En plus, celui qui a assisté à la Prière de l’Aïd aura réalisé l’objectif de la Prière du vendredi, à savoir, la réunion des musulmans, puis il devra accomplir la Prière du « dhohr » s’il n’assiste à la Prière du vendredi. Ainsi, le Prière du vendredi sera accomplie dans le respect de son temps légal et la prière de l’Aïd aura réalisé la finalité de la Prière du vendredi. L’imposer alors aux gens est pour eux une gêne et cela altère l’esprit de leur fête sensée leur procurer la joie et la détente. S’ils renonçaient à ceci (à cette dispense), la finalité de l’Aïd sera anéantie. D’autant plus que le jour du vendredi est une fête, de même que le jour de l’Aïd est une fête, or, lorsque deux actes d’adoration de même nature se réunissent, il est de l’habitude de la législation de les fusionner, à l’instar de la fusion des ablutions avec les grandes ablutions ou la fusion de l’un des deux « ghosl » dans l’autre. »
Moncef Zenati
[1] – al-moudawwana 1/153
[2] – l’authenticité de ce hadith est critiquable comme l’affirme Ibn ‘Abd Al-Barr, Ibn Hajr et d’autres. Certains l’ont authentifié
[3] – « al-awali » correspond à l’ensemble des villages se trouvant à 7388 m (4 miles), à 5541m (3 miles) ou à 3694m (deux miles) de Médine. (leur extrémité est à 7 miles selon l’imam Malik)
[4] – Il exclue ainsi le quatrième (l’avis de ‘Ata)
[5] – En réalité, rien ne peut affirmer qu’ils n’ont pas pris connaissance de ce genre de texte. Il s’agit plutôt d’une divergence relavant des fondements du droit musulman, à savoir, un hadith singulier peut-il restreindre la portée générale d’un verset ? En effet, Pour les malikites, un hadith singulier ne peut restreindre la portée générale d’un verset « takhsis » que s’il est appuyé par un autre argument tel que l’habitude des gens de Médine.
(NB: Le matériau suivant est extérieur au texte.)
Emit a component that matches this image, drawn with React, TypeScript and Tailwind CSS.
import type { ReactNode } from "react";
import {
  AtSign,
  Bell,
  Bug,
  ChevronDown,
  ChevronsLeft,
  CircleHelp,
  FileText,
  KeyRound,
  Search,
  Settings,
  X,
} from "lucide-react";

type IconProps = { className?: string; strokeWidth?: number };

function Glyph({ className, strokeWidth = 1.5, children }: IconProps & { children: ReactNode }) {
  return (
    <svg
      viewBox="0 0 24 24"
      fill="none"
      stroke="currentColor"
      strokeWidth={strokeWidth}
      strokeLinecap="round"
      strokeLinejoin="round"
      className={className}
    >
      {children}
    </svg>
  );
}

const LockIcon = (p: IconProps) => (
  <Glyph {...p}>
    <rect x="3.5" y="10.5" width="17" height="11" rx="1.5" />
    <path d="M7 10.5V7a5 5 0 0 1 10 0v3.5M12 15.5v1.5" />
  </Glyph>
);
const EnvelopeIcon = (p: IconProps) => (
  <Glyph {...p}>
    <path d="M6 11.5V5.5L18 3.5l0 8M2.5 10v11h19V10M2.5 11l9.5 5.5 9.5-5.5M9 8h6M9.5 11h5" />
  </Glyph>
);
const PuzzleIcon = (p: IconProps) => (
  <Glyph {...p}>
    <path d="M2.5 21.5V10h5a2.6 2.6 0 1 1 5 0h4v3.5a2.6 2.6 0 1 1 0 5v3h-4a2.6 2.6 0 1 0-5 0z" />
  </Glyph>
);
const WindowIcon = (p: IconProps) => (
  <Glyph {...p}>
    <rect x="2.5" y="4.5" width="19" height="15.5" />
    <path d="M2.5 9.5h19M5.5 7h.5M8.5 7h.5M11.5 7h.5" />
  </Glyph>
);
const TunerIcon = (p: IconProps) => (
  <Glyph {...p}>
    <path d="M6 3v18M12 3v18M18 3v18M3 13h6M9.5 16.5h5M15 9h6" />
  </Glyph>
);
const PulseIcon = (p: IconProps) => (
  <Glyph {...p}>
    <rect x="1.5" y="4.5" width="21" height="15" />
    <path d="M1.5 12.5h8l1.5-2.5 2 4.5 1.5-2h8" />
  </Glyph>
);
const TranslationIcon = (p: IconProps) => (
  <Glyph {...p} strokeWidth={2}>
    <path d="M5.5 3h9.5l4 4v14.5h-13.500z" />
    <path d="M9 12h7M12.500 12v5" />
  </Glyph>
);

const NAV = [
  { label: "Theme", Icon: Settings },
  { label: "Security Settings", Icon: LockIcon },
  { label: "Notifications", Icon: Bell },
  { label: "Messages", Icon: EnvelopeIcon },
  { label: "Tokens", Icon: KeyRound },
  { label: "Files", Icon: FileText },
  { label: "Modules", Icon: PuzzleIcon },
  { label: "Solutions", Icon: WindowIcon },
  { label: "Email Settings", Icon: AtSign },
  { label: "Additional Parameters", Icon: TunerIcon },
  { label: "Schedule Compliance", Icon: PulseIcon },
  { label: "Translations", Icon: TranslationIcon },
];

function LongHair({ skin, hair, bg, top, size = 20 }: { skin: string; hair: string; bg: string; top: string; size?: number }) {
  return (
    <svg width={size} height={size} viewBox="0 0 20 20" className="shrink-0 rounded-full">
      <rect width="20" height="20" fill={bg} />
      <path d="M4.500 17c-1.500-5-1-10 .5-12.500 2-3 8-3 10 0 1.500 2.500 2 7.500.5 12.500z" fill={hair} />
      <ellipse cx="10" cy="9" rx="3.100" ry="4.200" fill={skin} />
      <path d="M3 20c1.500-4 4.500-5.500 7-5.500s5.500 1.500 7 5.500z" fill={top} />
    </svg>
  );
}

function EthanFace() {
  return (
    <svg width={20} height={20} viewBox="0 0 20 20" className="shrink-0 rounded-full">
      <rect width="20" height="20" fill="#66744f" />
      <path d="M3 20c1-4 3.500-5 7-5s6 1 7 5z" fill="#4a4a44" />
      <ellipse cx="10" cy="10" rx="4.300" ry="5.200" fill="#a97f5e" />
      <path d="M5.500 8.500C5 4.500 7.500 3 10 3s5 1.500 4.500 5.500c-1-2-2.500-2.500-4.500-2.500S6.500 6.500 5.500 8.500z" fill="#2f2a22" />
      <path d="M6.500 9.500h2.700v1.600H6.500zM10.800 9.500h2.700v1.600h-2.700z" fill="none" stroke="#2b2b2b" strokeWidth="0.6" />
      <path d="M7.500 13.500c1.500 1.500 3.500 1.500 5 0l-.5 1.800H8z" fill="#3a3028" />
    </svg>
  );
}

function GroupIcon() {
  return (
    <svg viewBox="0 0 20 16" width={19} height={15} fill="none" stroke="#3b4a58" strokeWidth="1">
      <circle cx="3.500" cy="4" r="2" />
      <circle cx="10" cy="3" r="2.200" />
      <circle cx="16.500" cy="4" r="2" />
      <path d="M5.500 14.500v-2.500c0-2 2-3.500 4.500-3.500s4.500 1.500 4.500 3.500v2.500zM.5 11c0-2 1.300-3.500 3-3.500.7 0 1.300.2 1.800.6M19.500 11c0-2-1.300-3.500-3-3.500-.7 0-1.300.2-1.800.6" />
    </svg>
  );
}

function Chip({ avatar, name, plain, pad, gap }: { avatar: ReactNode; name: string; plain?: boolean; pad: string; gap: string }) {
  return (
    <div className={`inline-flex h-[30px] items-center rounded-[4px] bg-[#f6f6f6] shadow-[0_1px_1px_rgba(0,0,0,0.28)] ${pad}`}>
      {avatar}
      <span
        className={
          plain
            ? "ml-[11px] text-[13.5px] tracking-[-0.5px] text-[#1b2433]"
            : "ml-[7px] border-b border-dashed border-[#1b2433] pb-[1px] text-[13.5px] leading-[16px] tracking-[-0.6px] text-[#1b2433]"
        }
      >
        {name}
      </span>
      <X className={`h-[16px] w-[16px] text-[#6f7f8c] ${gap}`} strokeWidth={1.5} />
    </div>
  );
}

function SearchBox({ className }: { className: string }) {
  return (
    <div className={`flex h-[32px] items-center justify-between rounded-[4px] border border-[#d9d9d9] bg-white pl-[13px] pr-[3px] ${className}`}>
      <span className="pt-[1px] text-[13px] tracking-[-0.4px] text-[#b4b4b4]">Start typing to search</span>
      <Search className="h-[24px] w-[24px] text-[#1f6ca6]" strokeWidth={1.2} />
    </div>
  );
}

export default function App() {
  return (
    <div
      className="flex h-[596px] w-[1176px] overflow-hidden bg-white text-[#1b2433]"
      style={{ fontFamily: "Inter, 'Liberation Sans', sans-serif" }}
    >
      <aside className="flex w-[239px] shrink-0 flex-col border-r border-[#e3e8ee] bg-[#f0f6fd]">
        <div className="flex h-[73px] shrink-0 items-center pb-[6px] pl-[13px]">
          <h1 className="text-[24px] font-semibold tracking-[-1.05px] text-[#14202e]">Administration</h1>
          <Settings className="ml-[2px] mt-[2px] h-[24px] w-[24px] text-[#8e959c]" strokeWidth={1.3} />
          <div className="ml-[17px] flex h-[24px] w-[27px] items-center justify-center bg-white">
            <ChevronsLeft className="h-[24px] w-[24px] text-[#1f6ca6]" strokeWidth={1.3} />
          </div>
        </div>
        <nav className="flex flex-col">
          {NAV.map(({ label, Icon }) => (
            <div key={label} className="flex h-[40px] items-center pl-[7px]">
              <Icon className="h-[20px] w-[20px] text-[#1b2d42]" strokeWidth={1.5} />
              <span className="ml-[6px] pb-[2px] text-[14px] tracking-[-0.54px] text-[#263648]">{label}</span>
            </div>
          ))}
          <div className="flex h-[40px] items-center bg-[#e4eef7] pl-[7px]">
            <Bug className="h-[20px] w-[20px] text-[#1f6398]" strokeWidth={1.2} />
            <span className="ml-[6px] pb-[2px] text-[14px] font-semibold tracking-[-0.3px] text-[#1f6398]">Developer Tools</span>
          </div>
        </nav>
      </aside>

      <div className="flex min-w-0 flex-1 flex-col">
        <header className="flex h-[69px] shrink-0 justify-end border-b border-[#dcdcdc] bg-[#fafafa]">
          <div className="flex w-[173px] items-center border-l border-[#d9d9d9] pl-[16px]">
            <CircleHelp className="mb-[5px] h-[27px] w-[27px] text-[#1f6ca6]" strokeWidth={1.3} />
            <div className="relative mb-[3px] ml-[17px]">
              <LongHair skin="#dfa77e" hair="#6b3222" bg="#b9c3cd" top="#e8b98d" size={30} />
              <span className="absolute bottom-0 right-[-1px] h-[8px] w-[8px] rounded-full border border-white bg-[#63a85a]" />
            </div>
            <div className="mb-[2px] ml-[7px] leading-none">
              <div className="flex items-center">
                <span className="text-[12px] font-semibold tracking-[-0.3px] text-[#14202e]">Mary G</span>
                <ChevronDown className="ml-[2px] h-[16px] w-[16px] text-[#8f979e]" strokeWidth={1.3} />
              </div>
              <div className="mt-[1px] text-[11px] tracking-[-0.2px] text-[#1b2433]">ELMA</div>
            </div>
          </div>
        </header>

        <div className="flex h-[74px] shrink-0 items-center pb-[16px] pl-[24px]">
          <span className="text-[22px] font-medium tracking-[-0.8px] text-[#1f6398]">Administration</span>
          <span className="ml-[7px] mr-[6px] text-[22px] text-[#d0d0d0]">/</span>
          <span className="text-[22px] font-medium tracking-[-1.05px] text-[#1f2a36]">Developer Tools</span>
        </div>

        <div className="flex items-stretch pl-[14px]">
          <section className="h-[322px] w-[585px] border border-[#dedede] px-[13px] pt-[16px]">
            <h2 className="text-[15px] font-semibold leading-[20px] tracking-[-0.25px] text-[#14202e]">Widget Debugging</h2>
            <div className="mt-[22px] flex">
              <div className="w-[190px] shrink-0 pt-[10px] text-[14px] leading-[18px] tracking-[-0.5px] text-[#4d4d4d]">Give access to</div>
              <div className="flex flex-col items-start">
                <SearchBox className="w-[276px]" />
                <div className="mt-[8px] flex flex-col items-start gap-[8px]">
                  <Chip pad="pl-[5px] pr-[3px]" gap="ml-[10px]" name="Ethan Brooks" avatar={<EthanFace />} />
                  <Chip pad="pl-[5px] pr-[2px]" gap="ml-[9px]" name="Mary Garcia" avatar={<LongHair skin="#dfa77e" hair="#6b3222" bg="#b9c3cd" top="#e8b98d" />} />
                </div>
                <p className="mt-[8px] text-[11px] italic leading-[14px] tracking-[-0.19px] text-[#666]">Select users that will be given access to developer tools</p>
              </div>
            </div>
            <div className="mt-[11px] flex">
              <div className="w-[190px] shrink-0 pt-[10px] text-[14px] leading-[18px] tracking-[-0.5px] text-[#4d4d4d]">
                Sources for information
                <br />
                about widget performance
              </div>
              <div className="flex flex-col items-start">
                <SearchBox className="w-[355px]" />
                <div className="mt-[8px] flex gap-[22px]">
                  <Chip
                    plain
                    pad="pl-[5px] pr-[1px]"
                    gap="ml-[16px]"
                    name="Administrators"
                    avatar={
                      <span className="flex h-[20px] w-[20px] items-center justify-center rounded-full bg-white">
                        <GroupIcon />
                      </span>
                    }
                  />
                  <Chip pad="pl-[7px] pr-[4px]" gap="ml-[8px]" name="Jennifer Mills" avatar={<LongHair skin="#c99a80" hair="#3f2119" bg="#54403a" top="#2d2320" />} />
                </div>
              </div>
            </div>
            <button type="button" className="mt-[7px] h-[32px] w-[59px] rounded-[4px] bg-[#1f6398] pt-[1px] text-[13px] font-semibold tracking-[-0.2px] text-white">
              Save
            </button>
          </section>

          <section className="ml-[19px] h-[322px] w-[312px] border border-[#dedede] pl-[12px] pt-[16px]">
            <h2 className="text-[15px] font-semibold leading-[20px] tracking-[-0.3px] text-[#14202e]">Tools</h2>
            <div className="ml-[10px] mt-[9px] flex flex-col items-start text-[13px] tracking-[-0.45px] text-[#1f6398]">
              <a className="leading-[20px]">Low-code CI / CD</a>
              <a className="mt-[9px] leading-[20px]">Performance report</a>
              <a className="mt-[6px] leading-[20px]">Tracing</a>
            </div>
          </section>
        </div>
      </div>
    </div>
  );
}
Pour les hanafites, un hadith singulier ne peut restreindre la portée générale d’un verset d’une manière générale. Or, les hadiths dispensant de la Prière du vendredi le jour de l’Aïd sont des hadiths singuliers, ils ne peuvent donc restreindre la portée générale du verset de la sourate du vendredi qui fait de la Prière du vendredi une obligation sans aucune exception. Quant aux shafi’ites et aux hanbalites, ils estiment qu’un hadith singulier est en mesure de restreinte la portée générale d’un verset coranique. C’est pour cette raison qu’ils appliquent les hadiths précités.